Layer 2 — Curate with a pluggable strategy#

Join the marker to the handler and to your embedding store, then expose a parameterized view that projects a similarity column. Per the pvw_ convention, the function carries no ordering, threshold, or LIMIT — those are the caller’s choice, so the same catalog supports semantic, keyword, or category-filter selection.

CREATE OR REPLACE VIEW api.vw_agent_tool AS
SELECT at.handler_object_id,
       COALESCE(rr.method_name, mr.mcp_name) AS name,   -- protocol-agnostic
       h.description,
       COALESCE(at.input_schema, h.input_json_schema::jsonb) AS input_schema,
       at.category,
       e.embedding                                       -- from your provider
FROM api.agent_tool at
JOIN api.handler h ON h.object_id = at.handler_object_id
LEFT JOIN api.rpc_route rr ON rr.handler_object_id = at.handler_object_id
LEFT JOIN api.mcp_route mr ON mr.handler_object_id = at.handler_object_id
LEFT JOIN embeddings.tool_embedding e
       ON e.handler_object_id = at.handler_object_id
WHERE at.is_active AND h.deleted_at IS NULL;

-- Pure projection: similarity only. Caller adds ORDER BY / WHERE / LIMIT.
CREATE OR REPLACE FUNCTION api.pvw_list_agent_tools(
    p_query_embedding embeddings.text_embedding DEFAULT NULL
) RETURNS TABLE (handler_object_id uuid, name text, description text,
                 input_schema jsonb, category text, similarity numeric)
LANGUAGE sql STABLE SECURITY DEFINER
SET search_path = api, embeddings, extensions, pg_temp
AS $$
    SELECT v.handler_object_id, v.name, v.description, v.input_schema, v.category,
           CASE WHEN p_query_embedding IS NULL OR v.embedding IS NULL THEN NULL
                ELSE ROUND((1 - (v.embedding <=> p_query_embedding))::numeric, 4)
           END AS similarity
    FROM api.vw_agent_tool v;
$$;

A handler (REST/RPC) or tools/call then curates with caller-side predicates:

SELECT * FROM api.pvw_list_agent_tools($1)
 WHERE similarity IS NULL OR similarity >= 0.2     -- threshold (caller's)
 ORDER BY similarity DESC NULLS LAST, name         -- ranking  (caller's)
 LIMIT 12;                                         -- budget   (caller's)

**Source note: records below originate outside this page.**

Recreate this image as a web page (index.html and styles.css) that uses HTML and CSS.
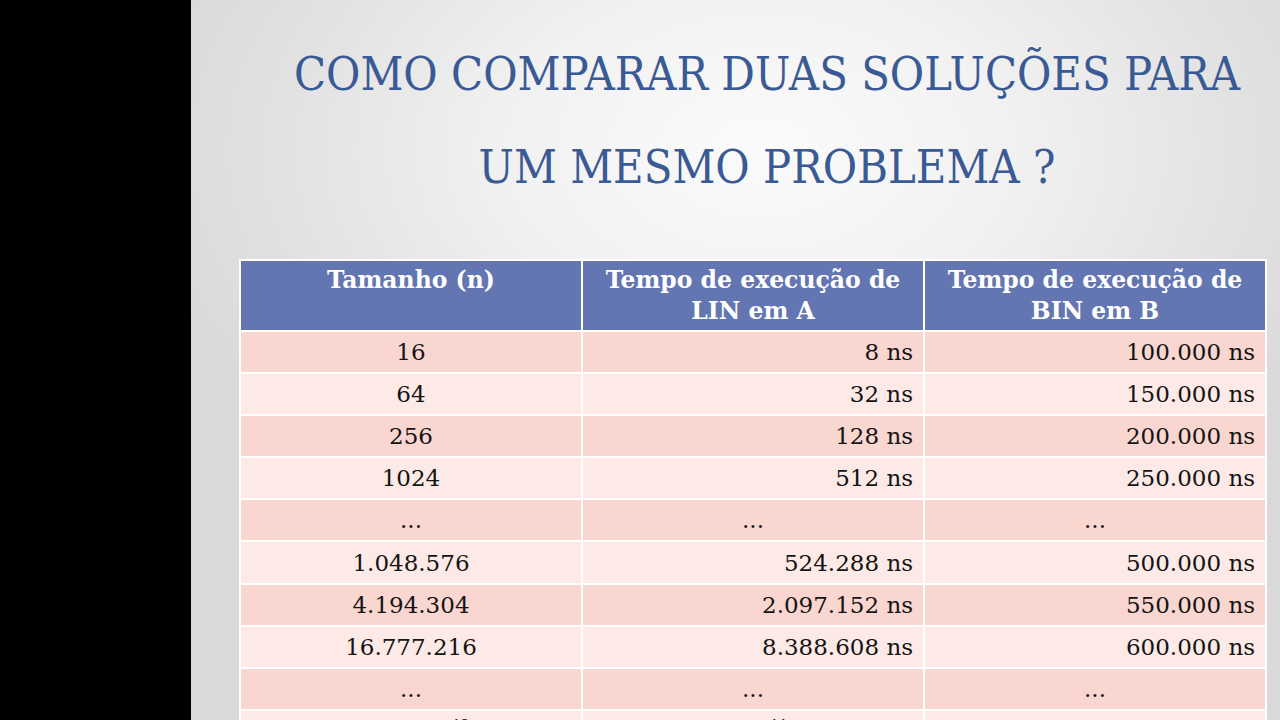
FILE: index.html
```html
<!DOCTYPE html>
<html lang="pt">
<head>
<meta charset="utf-8">
<title>Como comparar duas soluções</title>
<link rel="stylesheet" href="styles.css">
</head>
<body>
<div class="page">
  <div class="side"></div>
  <div class="slide">
    <h1 class="title">COMO COMPARAR DUAS SOLUÇÕES PARA<br>UM MESMO PROBLEMA ?</h1>
    <table class="grid">
      <colgroup><col class="c1"><col class="c2"><col class="c3"></colgroup>
      <thead>
        <tr><th>Tamanho (n)</th><th>Tempo de execução de LIN em A</th><th>Tempo de execução de BIN em B</th></tr>
      </thead>
      <tbody>
        <tr class="dark"><td class="ctr">16</td><td class="num">8 ns</td><td class="num">100.000 ns</td></tr>
        <tr class="light"><td class="ctr">64</td><td class="num">32 ns</td><td class="num">150.000 ns</td></tr>
        <tr class="dark"><td class="ctr">256</td><td class="num">128 ns</td><td class="num">200.000 ns</td></tr>
        <tr class="light"><td class="ctr">1024</td><td class="num">512 ns</td><td class="num">250.000 ns</td></tr>
        <tr class="dark"><td class="ctr">...</td><td class="ctr">...</td><td class="ctr">...</td></tr>
        <tr class="light"><td class="ctr">1.048.576</td><td class="num">524.288 ns</td><td class="num">500.000 ns</td></tr>
        <tr class="dark"><td class="ctr">4.194.304</td><td class="num">2.097.152 ns</td><td class="num">550.000 ns</td></tr>
        <tr class="light"><td class="ctr">16.777.216</td><td class="num">8.388.608 ns</td><td class="num">600.000 ns</td></tr>
        <tr class="dark"><td class="ctr">...</td><td class="ctr">...</td><td class="ctr">...</td></tr>
        <tr class="light"><td class="ctr">1,1 × 10<sup>12</sup></td><td class="num">5,5 × 10<sup>11</sup> ns (9 min)</td><td class="num">2.000.000 ns</td></tr>
      </tbody>
    </table>
  </div>
</div>
</body>
</html>
```
FILE: styles.css
```css
html, body {
  margin: 0;
  padding: 0;
  width: 1280px;
  height: 720px;
  overflow: hidden;
  background: #000;
}

.page {
  display: flex;
  width: 1280px;
  height: 720px;
  overflow: hidden;
}

.side {
  width: 191px;
  flex-shrink: 0;
  background: #000;
}

.slide {
  flex: 1;
  min-width: 0;
  overflow: hidden;
  background: radial-gradient(ellipse 640px 420px at 570px 150px, #fbfbfb 0%, #f1f1f1 40%, #e2e2e2 75%, #d9d9d9 100%);
  font-family: "DejaVu Serif", "Liberation Serif", serif;
}

.title {
  width: 1152px;
  margin: 28px 0 0 0;
  font-family: "DejaVu Serif Condensed", "DejaVu Serif", serif;
  font-stretch: condensed;
  font-size: 46.6px;
  font-weight: normal;
  line-height: 93px;
  color: #3a5a95;
  text-align: center;
  letter-spacing: 0;
}

.grid {
  margin: 45px 0 0 48px;
  width: 1028px;
  table-layout: fixed;
  border-collapse: collapse;
  border: 2px solid #fff;
  font-size: 23px;
  color: #141414;
}

.grid th,
.grid td {
  border: 2px solid #fff;
}

.grid th {
  background: #6476b1;
  color: #fff;
  font-weight: bold;
  font-size: 23.5px;
  line-height: 31px;
  padding: 4px 8px 3px;
  vertical-align: top;
  text-align: center;
}

.grid td {
  height: 40.1px;
  padding: 0 10px;
  line-height: 40px;
  white-space: nowrap;
}

.dark td { background: #fad6d0; }
.light td { background: #fdeae7; }

.ctr { text-align: center; }
.num { text-align: right; }

sup {
  font-size: 14px;
  line-height: 0;
}
```
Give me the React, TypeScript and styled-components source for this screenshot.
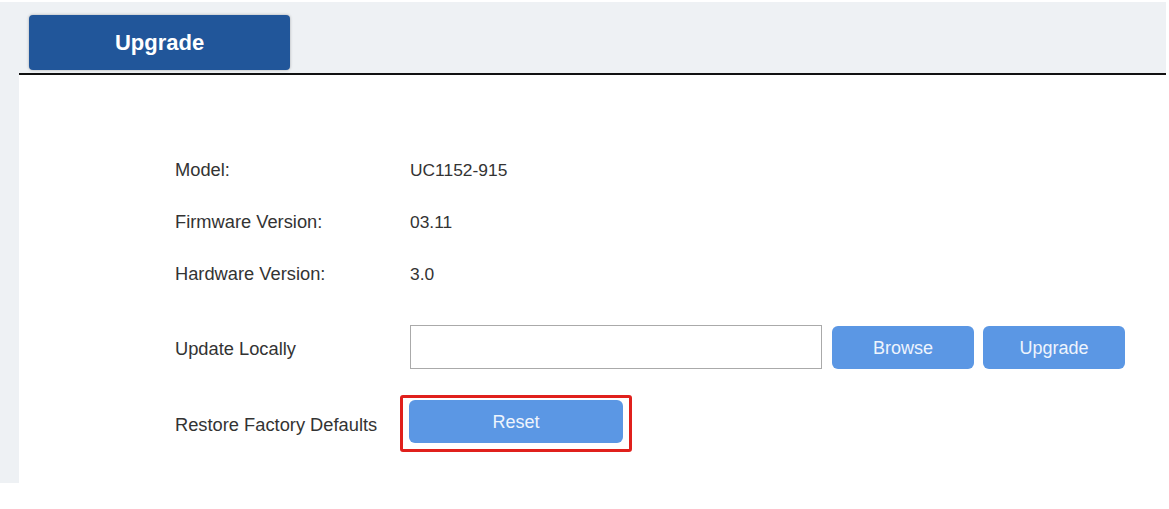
import React from 'react'
import styled, { createGlobalStyle } from 'styled-components'

const GlobalStyle = createGlobalStyle`
  html, body {
    margin: 0;
    padding: 0;
    background: #ffffff;
    font-family: 'Liberation Sans', Arial, sans-serif;
  }
`

const Frame = styled.div`
  width: 1147px;
  height: 481px;
  margin-top: 2px;
  padding-left: 19px;
  background: #eef1f4;
  display: flex;
  flex-direction: column;
`

const TabBar = styled.div`
  height: 71px;
  display: flex;
  align-items: flex-end;
  padding-left: 10px;
  border-bottom: 2px solid #111111;
`

const Tab = styled.div`
  width: 261px;
  height: 55px;
  margin-bottom: 3px;
  border-radius: 4px;
  background: #21569a;
  box-shadow: 0 0 3px rgba(0, 0, 0, 0.3);
  color: #ffffff;
  font-size: 22px;
  font-weight: bold;
  display: flex;
  align-items: center;
  justify-content: center;
`

const Content = styled.div`
  flex: 1;
  background: #ffffff;
  padding: 69px 0 0 156px;
  display: flex;
  flex-direction: column;
`

const InfoRow = styled.div`
  height: 52px;
  display: flex;
  align-items: center;
  color: #333333;
`

const ActionRow = styled.div<{ $top: number }>`
  margin-top: ${(p) => p.$top}px;
  display: flex;
  align-items: center;
  color: #333333;
`

const Label = styled.div<{ $drop?: number }>`
  width: 225px;
  flex-shrink: 0;
  font-size: 18.3px;
  padding-top: ${(p) => p.$drop ?? 0}px;
`

const Value = styled.div`
  padding-left: 10px;
  font-size: 17.4px;
`

const FileInput = styled.div`
  width: 410px;
  height: 42px;
  margin-left: 10px;
  margin-right: 10px;
  border: 1px solid #aaaaaa;
  background: #ffffff;
`

const Button = styled.button<{ $width: number }>`
  width: ${(p) => p.$width}px;
  height: 43px;
  border: none;
  border-radius: 6px;
  background: #5b97e4;
  color: #eef4fd;
  font-family: 'Liberation Sans', Arial, sans-serif;
  font-size: 18px;
  padding: 2px 0 0;
  & + & {
    margin-left: 9px;
  }
`

const Highlight = styled.div`
  padding: 2px 6px 6px 6px;
  border: 3px solid #e0201c;
  border-radius: 3px;
  display: flex;
`

export default function App() {
  const info = [
    ['Model:', 'UC1152-915'],
    ['Firmware Version:', '03.11'],
    ['Hardware Version:', '3.0'],
  ]
  return (
    <>
      <GlobalStyle />
      <Frame>
        <TabBar>
          <Tab>Upgrade</Tab>
        </TabBar>
        <Content>
          {info.map(([label, value]) => (
            <InfoRow key={label}>
              <Label>{label}</Label>
              <Value>{value}</Value>
            </InfoRow>
          ))}
          <ActionRow $top={25}>
            <Label $drop={3}>Update Locally</Label>
            <FileInput />
            <Button $width={142}>Browse</Button>
            <Button $width={142}>Upgrade</Button>
          </ActionRow>
          <ActionRow $top={26}>
            <Label $drop={3}>Restore Factory Defaults</Label>
            <Highlight>
              <Button $width={214}>Reset</Button>
            </Highlight>
          </ActionRow>
        </Content>
      </Frame>
    </>
  )
}
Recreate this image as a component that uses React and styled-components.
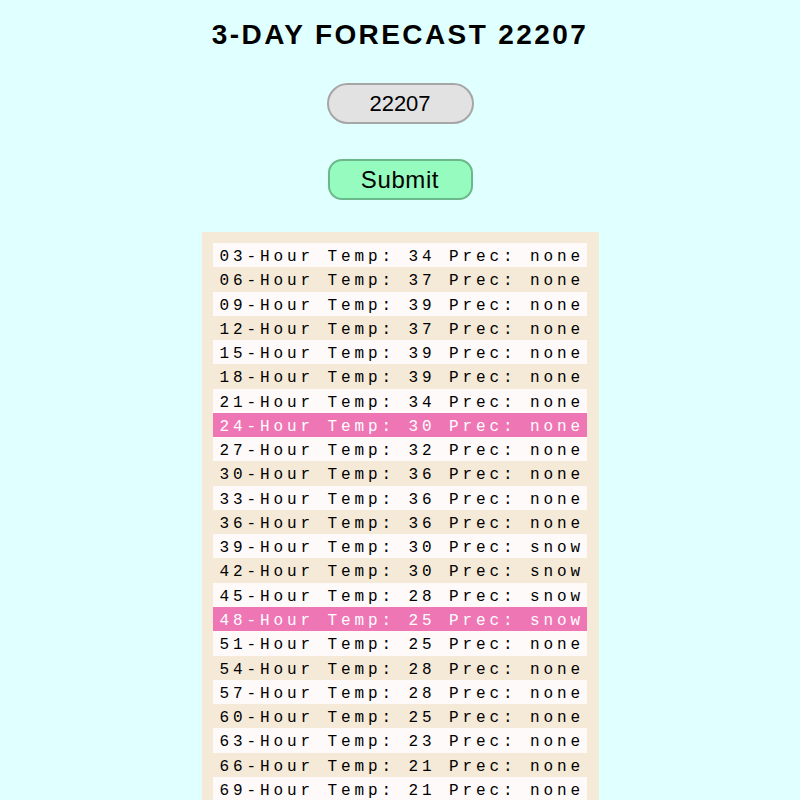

A NULL query embedding yields NULL similarity for every row, so the same function degrades gracefully to “list everything” before embeddings are warm.


Layer 3 — Abstract the embedding provider#

Model the embedding as a contract, not a vendor. Two pieces:

  • A text_embedding type (a pgvector vector(N) of whatever dimension your model emits) and a store keyed by a stable content fingerprint.
  • A backend warmup loop: list passages lacking an embedding, embed them with your provider, and upsert the result.
-- pgvector is YOUR opt-in dependency (managed-cloud-conditional — not every
-- provider offers it). Pick the dimension to match your chosen model.
CREATE EXTENSION IF NOT EXISTS vector;
CREATE DOMAIN embeddings.text_embedding AS extensions.vector(/* model dim */);

CREATE TABLE IF NOT EXISTS embeddings.tool_embedding (
    handler_object_id uuid PRIMARY KEY,
    embedding         embeddings.text_embedding NOT NULL,
    embedded_at       timestamptz NOT NULL DEFAULT now()
);

-- Generic warmup surface — the backend stays the only place that knows the
-- model name/vendor. SQL never names a provider.
CREATE OR REPLACE FUNCTION api.list_pending_tool_embeddings()
RETURNS TABLE (handler_object_id uuid, tool_description text) ...;

CREATE OR REPLACE FUNCTION api.upsert_tool_embedding(
    p_handler_object_id uuid, p_embedding embeddings.text_embedding
) RETURNS void ...;

Keep the model choice (provider, dimension) entirely in the warmup worker. Swapping providers is then a worker change plus a one-time re-embed — no SQL churn. Document pgvector as a managed-cloud-conditional dependency; see Production for which providers offer it.


When not to use this#

  • Few tools. Below ~a couple dozen tools, the model handles the full list fine. Expose handlers directly via MCP routing and skip all three layers.
  • No managed-cloud pgvector. If your target can’t install pgvector, keep Layer 1 (the marker) and curate by category only — still useful, zero new dependency.

Source#

Adapted (provider-abstracted) from the home-server project’s api/agent-tool-marker.sql and api/agent-tool-curator.sql, a production user of the advanced template. The marker lives outside lib/ there for the same reason it lives in docs/ here: the base template stays dependency-free.